At the time of his sudden invisibility, Chase is looking forward to a date with a documentary filmmaker (Daryl Hannah) he met in a restaurant a few days earlier. What to do? Stand her up? Or count on a certain sympathetic warmth he saw glowing in her eyes, and ask her for help? As he decides, the plot thickens along predictable lines, as the government tries to keep the invisibility secret, and a scheming spy tries to capture Chase for his own sinister purposes.
The plot is lazy and conventional. What is good about the movie involves Chase and Hannah, who have to work out between them the logistical problems of their strange relationship. It's one thing when love is blind, but another when the lover is invisible. Chase appears in public muffled in clothes from top to bottom, or he sneaks around invisibly and eavesdrops on people, or in one clever sequence Hannah creates a face for him by painting one on with makeup.
This material is intriguing enough that I wish there had been more of it. Comedy consists of the application of logic to the absurd, and there are many more opportunities here than the screenplay takes advantage of. Somehow the director, John Carpenter, seems convinced that we care about the resolution of the plot involving spies and government secrecy. We couldn't care less, since every character and every line of dialogue in these scenes is demoralized by the countless times they've been recycled.

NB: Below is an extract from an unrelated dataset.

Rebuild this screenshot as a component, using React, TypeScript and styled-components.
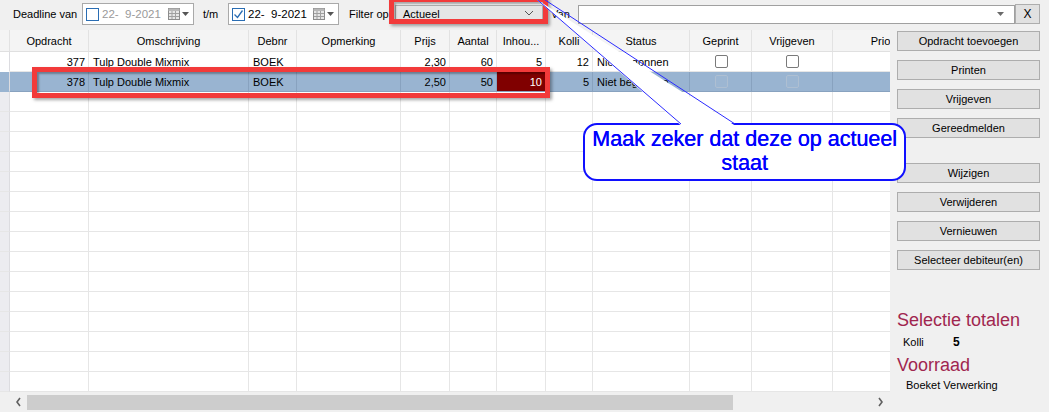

How about a movie that was about the real subject of this one: A relationship between a man who can see a woman, and a woman who cannot see a man? What would they really talk about? What unsettling or intriguing sexual possibilities might there be? Daryl Hannah, who is onscreen some of the time all by herself (talking to Chase's disembodied voice) makes as much of such opportunities as she can, and has fun with the cosmic absurdity of her situation. But the movie doesn't help her much.